Budget squeeze in Chicago schools pushes some classes online


Members of the Local School Council at Dyett High School say their principal has advised them he can’t pay for enough teachers with the budget he was issued from Chicago Public Schools.

That means many classes—including art, music, Spanish, social studies, and even gym— will be online.

“I signed up for a public school to be taught by a teacher, not by a computer,” said senior Diamond McCullough, who joined others in denouncing the online offerings. “For Spanish, I could barely get Spanish from a teacher right there. So it’s gonna be harder trying to get Spanish from a computer,” McCullough said.

Local school council member Steven Guy says a new budgeting system the district is using might give principals more autonomy, but he said that matters little when the total bestowed on schools is inadequate.

“It’s like me, giving you a car with a quarter tank of gas, telling you it’s your job to drive to St. Louis and back. And if you can’t do it, then it’s your fault,” said Guy.

CPS could not immediately confirm the changes at Dyett.

Dyett’s budget problems are compounded because the school is being phased out—essentially a long, slow school closing. This year, it will only have juniors and seniors. LSC members said they expected to lose four or five teachers due to the fact the school is shrinking. Instead, they are losing 13.

Students, parents and community activists from the Kenwood Oakland Community Organization made their statements outside nearby Overton Elementary School, one of 50 schools the Chicago Board of Education voted to shutter in a historic school closings vote in May.

A number of Overton parents said they still had not given up on the idea that the school should remain open. In the most recent round of state standardized tests, Overton, which is now shuttered and half empty, outscored the receiving school students are being sent to, Mollison.

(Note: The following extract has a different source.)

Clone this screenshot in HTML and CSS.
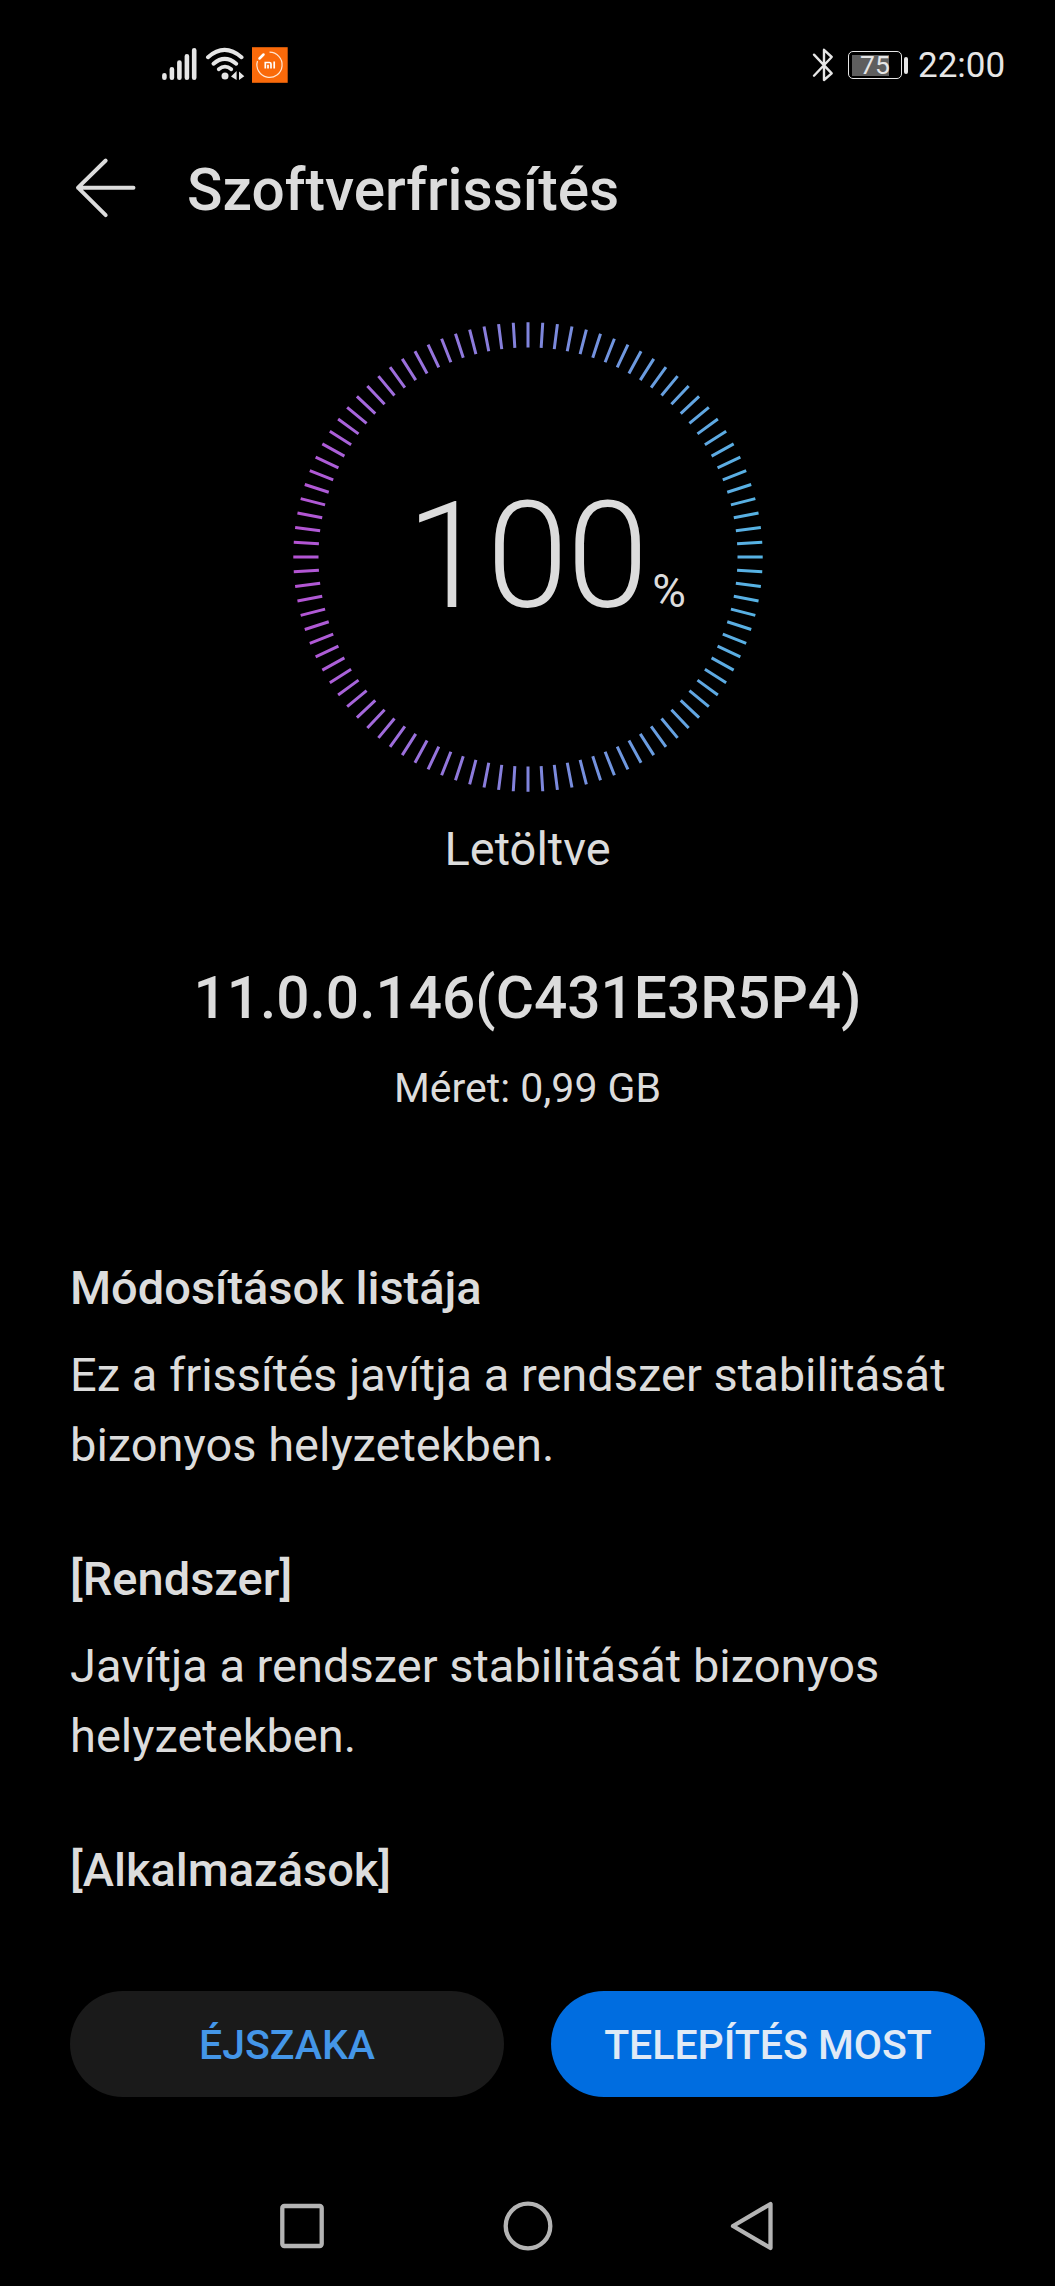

In a written opinion last spring,  the judge who heard testimony on Overton’s closing called attention to the fact that Mollison did not seem to perform much better than Overton.

“This is tantamount, using a food metaphor, to the promise of an omelet with a crisp waffle,” wrote Carl McCormick. “Then what is delivered are broken eggs, whose contents are oozing out and a burnt pancake.”

A number of Overton parents said they still did not know where their children would attend school on August 26.

Many of the students gathered for the press conference had seen both their grammar school and their high school shuttered for poor performance.